# Task to carry out
Give back the lines exactly, from the first one to the line with "</ComboRow>", both ends included.
====== Data shown ======
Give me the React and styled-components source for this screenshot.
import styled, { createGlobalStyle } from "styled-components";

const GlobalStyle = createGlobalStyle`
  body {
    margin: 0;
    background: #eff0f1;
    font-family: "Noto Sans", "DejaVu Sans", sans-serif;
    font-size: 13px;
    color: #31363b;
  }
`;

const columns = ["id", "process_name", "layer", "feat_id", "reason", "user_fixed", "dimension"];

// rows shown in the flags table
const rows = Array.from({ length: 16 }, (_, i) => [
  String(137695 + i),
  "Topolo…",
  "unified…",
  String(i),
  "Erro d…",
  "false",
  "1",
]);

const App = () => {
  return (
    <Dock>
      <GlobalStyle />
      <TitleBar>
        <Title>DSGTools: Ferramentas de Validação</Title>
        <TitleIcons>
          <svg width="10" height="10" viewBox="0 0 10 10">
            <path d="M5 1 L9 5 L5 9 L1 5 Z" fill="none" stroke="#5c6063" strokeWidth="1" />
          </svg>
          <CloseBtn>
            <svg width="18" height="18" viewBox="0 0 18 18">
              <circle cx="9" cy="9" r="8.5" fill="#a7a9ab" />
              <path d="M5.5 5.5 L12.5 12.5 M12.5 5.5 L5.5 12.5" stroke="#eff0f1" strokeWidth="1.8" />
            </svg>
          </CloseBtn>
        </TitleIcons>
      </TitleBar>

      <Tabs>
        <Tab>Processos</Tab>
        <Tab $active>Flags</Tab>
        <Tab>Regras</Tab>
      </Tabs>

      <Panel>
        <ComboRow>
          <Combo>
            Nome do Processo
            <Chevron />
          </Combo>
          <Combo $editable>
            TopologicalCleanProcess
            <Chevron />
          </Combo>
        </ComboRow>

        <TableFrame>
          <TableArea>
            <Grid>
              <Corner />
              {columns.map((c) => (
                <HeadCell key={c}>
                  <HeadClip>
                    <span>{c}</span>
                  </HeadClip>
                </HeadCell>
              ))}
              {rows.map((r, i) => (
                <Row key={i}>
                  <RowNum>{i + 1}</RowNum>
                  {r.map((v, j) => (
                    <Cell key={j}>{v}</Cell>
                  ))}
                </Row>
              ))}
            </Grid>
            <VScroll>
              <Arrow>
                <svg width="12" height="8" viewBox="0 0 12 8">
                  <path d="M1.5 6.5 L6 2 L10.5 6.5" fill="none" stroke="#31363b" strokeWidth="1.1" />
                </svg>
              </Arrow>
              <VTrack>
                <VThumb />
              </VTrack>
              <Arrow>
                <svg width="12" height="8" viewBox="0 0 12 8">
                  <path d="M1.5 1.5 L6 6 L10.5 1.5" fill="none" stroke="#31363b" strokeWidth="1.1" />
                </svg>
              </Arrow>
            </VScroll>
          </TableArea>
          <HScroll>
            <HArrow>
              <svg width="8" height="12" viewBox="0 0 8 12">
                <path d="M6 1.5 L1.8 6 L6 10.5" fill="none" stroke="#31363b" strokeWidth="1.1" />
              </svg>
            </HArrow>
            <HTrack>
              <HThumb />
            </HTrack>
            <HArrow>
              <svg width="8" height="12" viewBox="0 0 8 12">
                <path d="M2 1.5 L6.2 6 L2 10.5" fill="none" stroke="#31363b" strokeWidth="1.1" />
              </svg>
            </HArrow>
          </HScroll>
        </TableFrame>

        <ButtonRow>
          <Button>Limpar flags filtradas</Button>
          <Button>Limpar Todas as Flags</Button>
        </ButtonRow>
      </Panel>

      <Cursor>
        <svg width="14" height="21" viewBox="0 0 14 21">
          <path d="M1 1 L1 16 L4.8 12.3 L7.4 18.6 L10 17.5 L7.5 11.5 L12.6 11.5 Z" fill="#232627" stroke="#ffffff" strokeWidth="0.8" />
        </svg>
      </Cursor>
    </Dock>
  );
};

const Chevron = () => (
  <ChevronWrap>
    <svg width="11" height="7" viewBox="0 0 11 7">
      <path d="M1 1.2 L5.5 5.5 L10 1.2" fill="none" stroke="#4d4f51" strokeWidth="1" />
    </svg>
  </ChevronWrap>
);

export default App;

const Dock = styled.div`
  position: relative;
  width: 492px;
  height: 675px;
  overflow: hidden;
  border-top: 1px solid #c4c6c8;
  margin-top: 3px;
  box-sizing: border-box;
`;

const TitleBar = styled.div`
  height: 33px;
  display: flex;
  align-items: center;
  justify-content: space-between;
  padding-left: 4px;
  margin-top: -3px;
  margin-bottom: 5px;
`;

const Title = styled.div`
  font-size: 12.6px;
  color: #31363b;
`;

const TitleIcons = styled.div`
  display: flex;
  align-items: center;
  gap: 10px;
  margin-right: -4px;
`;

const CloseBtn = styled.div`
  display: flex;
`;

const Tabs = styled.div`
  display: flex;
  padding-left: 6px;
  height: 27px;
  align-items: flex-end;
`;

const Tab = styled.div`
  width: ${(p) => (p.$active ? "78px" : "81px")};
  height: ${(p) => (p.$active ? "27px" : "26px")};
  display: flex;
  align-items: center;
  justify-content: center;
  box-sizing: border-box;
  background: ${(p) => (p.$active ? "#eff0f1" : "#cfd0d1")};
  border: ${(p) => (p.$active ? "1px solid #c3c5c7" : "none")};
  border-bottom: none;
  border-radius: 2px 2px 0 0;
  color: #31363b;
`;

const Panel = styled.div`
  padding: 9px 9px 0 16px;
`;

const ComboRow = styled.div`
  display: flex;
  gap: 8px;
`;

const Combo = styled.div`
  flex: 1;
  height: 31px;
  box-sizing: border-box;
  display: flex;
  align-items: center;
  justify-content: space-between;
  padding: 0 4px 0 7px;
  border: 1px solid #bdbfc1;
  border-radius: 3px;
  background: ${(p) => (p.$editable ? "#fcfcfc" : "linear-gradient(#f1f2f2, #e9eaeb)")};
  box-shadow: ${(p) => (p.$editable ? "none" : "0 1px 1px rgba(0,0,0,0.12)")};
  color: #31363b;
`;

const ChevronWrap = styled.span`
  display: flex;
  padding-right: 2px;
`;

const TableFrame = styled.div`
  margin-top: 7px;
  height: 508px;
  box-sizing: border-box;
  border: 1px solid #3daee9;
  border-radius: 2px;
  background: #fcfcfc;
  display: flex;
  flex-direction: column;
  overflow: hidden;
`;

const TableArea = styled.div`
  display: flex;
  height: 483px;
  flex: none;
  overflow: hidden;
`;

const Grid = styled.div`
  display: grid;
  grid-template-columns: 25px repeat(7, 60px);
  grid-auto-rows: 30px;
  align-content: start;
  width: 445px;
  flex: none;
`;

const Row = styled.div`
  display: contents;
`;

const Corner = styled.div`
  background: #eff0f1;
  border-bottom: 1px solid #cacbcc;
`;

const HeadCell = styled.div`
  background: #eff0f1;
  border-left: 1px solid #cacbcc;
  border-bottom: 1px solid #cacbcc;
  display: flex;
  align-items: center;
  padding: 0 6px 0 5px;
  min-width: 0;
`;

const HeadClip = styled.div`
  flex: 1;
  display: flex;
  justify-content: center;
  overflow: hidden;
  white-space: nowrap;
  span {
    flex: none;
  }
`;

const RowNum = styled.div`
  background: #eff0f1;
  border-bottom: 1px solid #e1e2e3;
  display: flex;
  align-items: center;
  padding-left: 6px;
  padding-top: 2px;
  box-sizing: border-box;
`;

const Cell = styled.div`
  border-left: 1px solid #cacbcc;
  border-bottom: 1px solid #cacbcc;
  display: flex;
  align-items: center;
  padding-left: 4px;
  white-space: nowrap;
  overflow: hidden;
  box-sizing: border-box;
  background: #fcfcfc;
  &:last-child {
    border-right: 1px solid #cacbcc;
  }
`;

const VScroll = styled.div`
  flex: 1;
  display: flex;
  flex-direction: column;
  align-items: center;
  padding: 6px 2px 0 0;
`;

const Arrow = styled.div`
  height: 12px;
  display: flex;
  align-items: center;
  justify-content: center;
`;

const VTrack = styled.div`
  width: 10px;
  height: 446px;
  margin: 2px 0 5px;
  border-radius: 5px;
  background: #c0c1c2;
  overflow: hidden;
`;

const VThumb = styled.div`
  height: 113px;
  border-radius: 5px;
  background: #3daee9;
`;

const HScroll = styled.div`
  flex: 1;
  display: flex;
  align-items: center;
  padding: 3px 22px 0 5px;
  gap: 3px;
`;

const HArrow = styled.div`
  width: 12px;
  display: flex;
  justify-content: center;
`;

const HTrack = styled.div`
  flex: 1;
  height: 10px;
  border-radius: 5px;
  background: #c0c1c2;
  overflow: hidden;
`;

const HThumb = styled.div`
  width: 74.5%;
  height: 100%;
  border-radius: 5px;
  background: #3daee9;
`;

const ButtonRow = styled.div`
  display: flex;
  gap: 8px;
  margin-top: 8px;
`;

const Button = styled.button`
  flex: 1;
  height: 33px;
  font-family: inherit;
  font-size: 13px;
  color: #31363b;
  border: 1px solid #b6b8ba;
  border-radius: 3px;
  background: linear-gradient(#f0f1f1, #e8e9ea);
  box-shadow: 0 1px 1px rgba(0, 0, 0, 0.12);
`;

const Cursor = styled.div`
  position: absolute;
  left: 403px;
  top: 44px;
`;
======
# Result for this exercise
Give me the React and styled-components source for this screenshot.
import styled, { createGlobalStyle } from "styled-components";

const GlobalStyle = createGlobalStyle`
  body {
    margin: 0;
    background: #eff0f1;
    font-family: "Noto Sans", "DejaVu Sans", sans-serif;
    font-size: 13px;
    color: #31363b;
  }
`;

const columns = ["id", "process_name", "layer", "feat_id", "reason", "user_fixed", "dimension"];

// rows shown in the flags table
const rows = Array.from({ length: 16 }, (_, i) => [
  String(137695 + i),
  "Topolo…",
  "unified…",
  String(i),
  "Erro d…",
  "false",
  "1",
]);

const App = () => {
  return (
    <Dock>
      <GlobalStyle />
      <TitleBar>
        <Title>DSGTools: Ferramentas de Validação</Title>
        <TitleIcons>
          <svg width="10" height="10" viewBox="0 0 10 10">
            <path d="M5 1 L9 5 L5 9 L1 5 Z" fill="none" stroke="#5c6063" strokeWidth="1" />
          </svg>
          <CloseBtn>
            <svg width="18" height="18" viewBox="0 0 18 18">
              <circle cx="9" cy="9" r="8.5" fill="#a7a9ab" />
              <path d="M5.5 5.5 L12.5 12.5 M12.5 5.5 L5.5 12.5" stroke="#eff0f1" strokeWidth="1.8" />
            </svg>
          </CloseBtn>
        </TitleIcons>
      </TitleBar>

      <Tabs>
        <Tab>Processos</Tab>
        <Tab $active>Flags</Tab>
        <Tab>Regras</Tab>
      </Tabs>

      <Panel>
        <ComboRow>
          <Combo>
            Nome do Processo
            <Chevron />
          </Combo>
          <Combo $editable>
            TopologicalCleanProcess
            <Chevron />
          </Combo>
        </ComboRow>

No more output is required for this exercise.